International investment arbitration represents the most dynamic area in public international law; most of the disputes and international investment arbitration stems from energy cases, and involve countries that have undergone energy reform, such as Argentina, said Villanueva. In the case of Mexico, the nation’s Hydrocarbons Law kept the concept of administrative rescission, which would give the Mexican government final say in overturning a contract in the case of negligence causing fatality or loss of output. Reuters reported in July that concerns have been expressed over the administrative rescission giving the Mexican government too much discretionary power in repealing contracts.

Is it possible for foreign and director investors in Mexico to have access to investment arbitration? Villanueva concluded yes, but said that further analysis of the issue is needed.

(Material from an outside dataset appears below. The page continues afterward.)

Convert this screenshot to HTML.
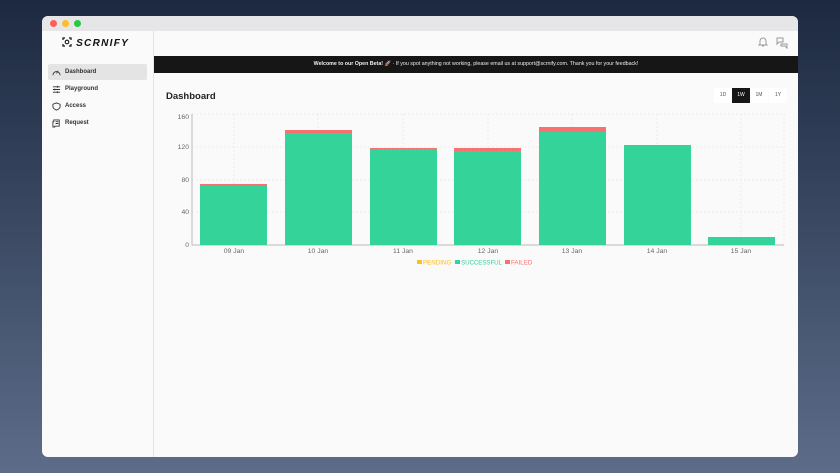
<!DOCTYPE html>
<html><head><meta charset="utf-8"><style>
*{margin:0;padding:0;box-sizing:border-box}
body{width:840px;height:473px;overflow:hidden;background:linear-gradient(#1c2940,#5d6c89);font-family:"Liberation Sans",sans-serif;position:relative}
.win{position:absolute;left:42px;top:16px;width:756px;height:441px;background:#fafafa;border-radius:6px;overflow:hidden}
.tb{height:15px;background:#e6e6e8;position:relative}
.dot{position:absolute;top:4px;width:7px;height:7px;border-radius:50%}
.side{position:absolute;left:0;top:15px;width:112px;bottom:0;border-right:1px solid #e5e5e5}
.logo{position:absolute;left:20px;top:6px;font-weight:bold;font-style:italic;font-size:10px;letter-spacing:1.3px;color:#111;white-space:nowrap}
.nav{position:absolute;left:6px;width:99px;height:16px;font-size:6px;font-weight:bold;color:#333;padding-left:17px;line-height:16px;border-radius:2px}
.nav svg{position:absolute;left:4px;top:3.5px}
.banner{position:absolute;left:112px;top:40px;right:0;height:17px;background:#161616;color:#eee;font-size:5.3px;text-align:center;line-height:17px}
.h{position:absolute;left:124px;top:75px;font-size:9.5px;font-weight:bold;color:#222}
.seg{position:absolute;top:72px;height:15px;width:18px;font-size:5px;text-align:center;line-height:15px;color:#555;background:#fff}
</style></head><body>
<div class="win">
<div class="tb"><div class="dot" style="left:8px;background:#fe5f57"></div><div class="dot" style="left:20px;background:#febc2e"></div><div class="dot" style="left:32px;background:#28c840"></div></div>
<div class="side">
<div class="logo"><svg width="10" height="10" viewBox="0 0 10 10" style="vertical-align:-1px"><path d="M1 3V1H3M7 1H9V3M9 7V9H7M3 9H1V7" stroke="#111" fill="none" stroke-width="1.2"/><circle cx="5" cy="5" r="1.8" stroke="#111" fill="none" stroke-width="1.1"/></svg> SCRNIFY</div>
<div class="nav" style="top:33px;background:#e4e4e4"><svg width="9" height="9" viewBox="0 0 10 10"><path d="M1 8A4 4 0 1 1 9 8M5 6L7 3" stroke="#333" fill="none" stroke-width="1"/></svg>Dashboard</div>
<div class="nav" style="top:50px"><svg width="9" height="9" viewBox="0 0 10 10"><path d="M1 2H9M1 5H9M1 8H9M6 1V3M3 4V6M6 7V9" stroke="#333" fill="none"/></svg>Playground</div>
<div class="nav" style="top:67px"><svg width="9" height="9" viewBox="0 0 10 10"><path d="M5 1L9 2.5V5C9 7.5 5 9 5 9S1 7.5 1 5V2.5Z" stroke="#333" fill="none"/></svg>Access</div>
<div class="nav" style="top:84px"><svg width="9" height="9" viewBox="0 0 10 10"><path d="M2 1H8V8H3V9H1V3H2ZM4 3H7M4 5H7" stroke="#333" fill="none"/></svg>Request</div>
</div>
<svg style="position:absolute;left:715px;top:20px" width="12" height="12" viewBox="0 0 12 12"><path d="M3 8V5A3 3 0 0 1 9 5V8L10 9H2ZM5 10H7" stroke="#999" fill="none"/></svg>
<svg style="position:absolute;left:734px;top:21px" width="12" height="12" viewBox="0 0 12 12"><path d="M1 1H7V5H3L1 7ZM5 7H11V11L9 9H5Z" stroke="#999" fill="none"/></svg>
<div class="banner"><b>Welcome to our Open Beta! 🚀</b> · If you spot anything not working, please email us at support@scrnify.com. Thank you for your feedback!</div>
<div class="h">Dashboard</div>
<div class="seg" style="left:672px">1D</div>
<div class="seg" style="left:690px;background:#161616;color:#fff">1W</div>
<div class="seg" style="left:708px">1M</div>
<div class="seg" style="left:727px">1Y</div>
</div>
<svg style="position:absolute;left:0;top:0" width="840" height="473" font-family="Liberation Sans" font-size="6.8" fill="#666">
<g stroke="#ececec" stroke-dasharray="2,2"><path d="M192 114H784M192 147H784M192 180H784M192 212H784"/><path d="M234 114V245M318 114V245M403 114V245M488 114V245M572 114V245M657 114V245M741 114V245M784 114V245"/></g>
<path d="M192 114V245H784" stroke="#bbb" fill="none"/>
<g text-anchor="end"><text x="189" y="119">160</text><text x="189" y="149">120</text><text x="189" y="182">80</text><text x="189" y="214">40</text><text x="189" y="247">0</text></g>
<g fill="#34d399"><rect x="200" y="186" width="67" height="59"/><rect x="285" y="133" width="67" height="112"/><rect x="370" y="149" width="67" height="96"/><rect x="454" y="151" width="67" height="94"/><rect x="539" y="132" width="67" height="113"/><rect x="624" y="145" width="67" height="100"/><rect x="708" y="237" width="67" height="8"/></g>
<g fill="#f87171"><rect x="200" y="184" width="67" height="2"/><rect x="285" y="130" width="67" height="3"/><rect x="370" y="148" width="67" height="1"/><rect x="454" y="148" width="67" height="3"/><rect x="539" y="127" width="67" height="5"/></g>
<g text-anchor="middle"><text x="234" y="253">09 Jan</text><text x="318" y="253">10 Jan</text><text x="403" y="253">11 Jan</text><text x="488" y="253">12 Jan</text><text x="572" y="253">13 Jan</text><text x="657" y="253">14 Jan</text><text x="741" y="253">15 Jan</text></g>
<g font-size="6.2">
<rect x="417" y="260" width="5" height="4" fill="#fbbf24"/><text x="423" y="264.5" fill="#fbbf24">PENDING</text>
<rect x="455" y="260" width="5" height="4" fill="#34d399"/><text x="461" y="264.5" fill="#34d399" textLength="41">SUCCESSFUL</text>
<rect x="505" y="260" width="5" height="4" fill="#f87171"/><text x="511" y="264.5" fill="#f87171">FAILED</text>
</g>
</svg>
</body></html>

An example of how arbitration could be available is the case of KBR subsidiary Commisa, which sued Pemex Exploration and Production (PEP), a PEMEX subsidiary, over a 1997 engineering procurement and construction contract for two large offshore platforms. KBR sued PEP over PEP’s failure to pay Commisa fully for the platforms’ construction, as well as related flare and incinerator platforms. KBR in 2010 received an arbitration award from PEP of approximately $286 million. The Commisa case was settled through arbitration in accordance with the Conciliation and Arbitration Rules of the International Chamber of Commerce in effect then. In Villanueva’s opinion, the fact that Mexico did not argue the administrative rescission as their defense for terminating the contract indicates that, once investment is allowed, the investor is subject to NAFTA and bilateral trade agreements, especially if their rights to fair and equitable treatment under free trade agreements are violated.

Francisco Monaldi, a fellow in Latin American Energy Policy at Rice’s Baker Institute, said that investors have good reason to worry about Latin American investments, given the cycle of these countries opening their oil sectors to foreign investment, then expropriating assets without allowing companies to recover their initial investment. The fiscal regimes of these countries typically are regressive, meaning that they don’t capture additional rent when oil prices go up. So when prices rise, governments want to renegotiate contracts. Governments also have an incentive to change the rules once a significant amount of proven reserves are found; in many situations, investors are stuck because they’ve already put so much into a project.

Mexico did not follow the trend of liberalizing its oil sector in the 1990s because it didn’t need to then. That changed when production began to collapse; to reverse production declines, Mexico needed additional investment in its deepwater, shale and conventional oil resources.

A government who is heavily, fiscally dependent oil should scare investors in terms of property rights. If they’re that dependent, they have strong incentives to change fiscal rules. However, a variety of conditions make Mexico different from other Latin American countries, including its constitutional reform and the cumbersome checks and balances system developed as part of that reform, Monaldi said. Its diversified economy and higher than average perception of effective rule of law also are advantages.

Undoing the reform would be a difficult process, but it could occur in two ways, Monaldi said. One way is the more dramatic cases seen in Venezuela or Ecuador, where contracts were forcefully renegotiated. Or the country could do what Brazil did, honor existing contracts but change rules for new ones. The fact that the changes to Mexico’s constitution are very progressive should make it less likely that the government would want to renegotiate contracts as in the case of Venezuela. But at some point, the taxation rate could change.

“Law isn’t a science,” Posadas notes. “There’s a huge cultural element to law. You don’t after 70 years of rule suddenly have an authoritative government that is transparent.”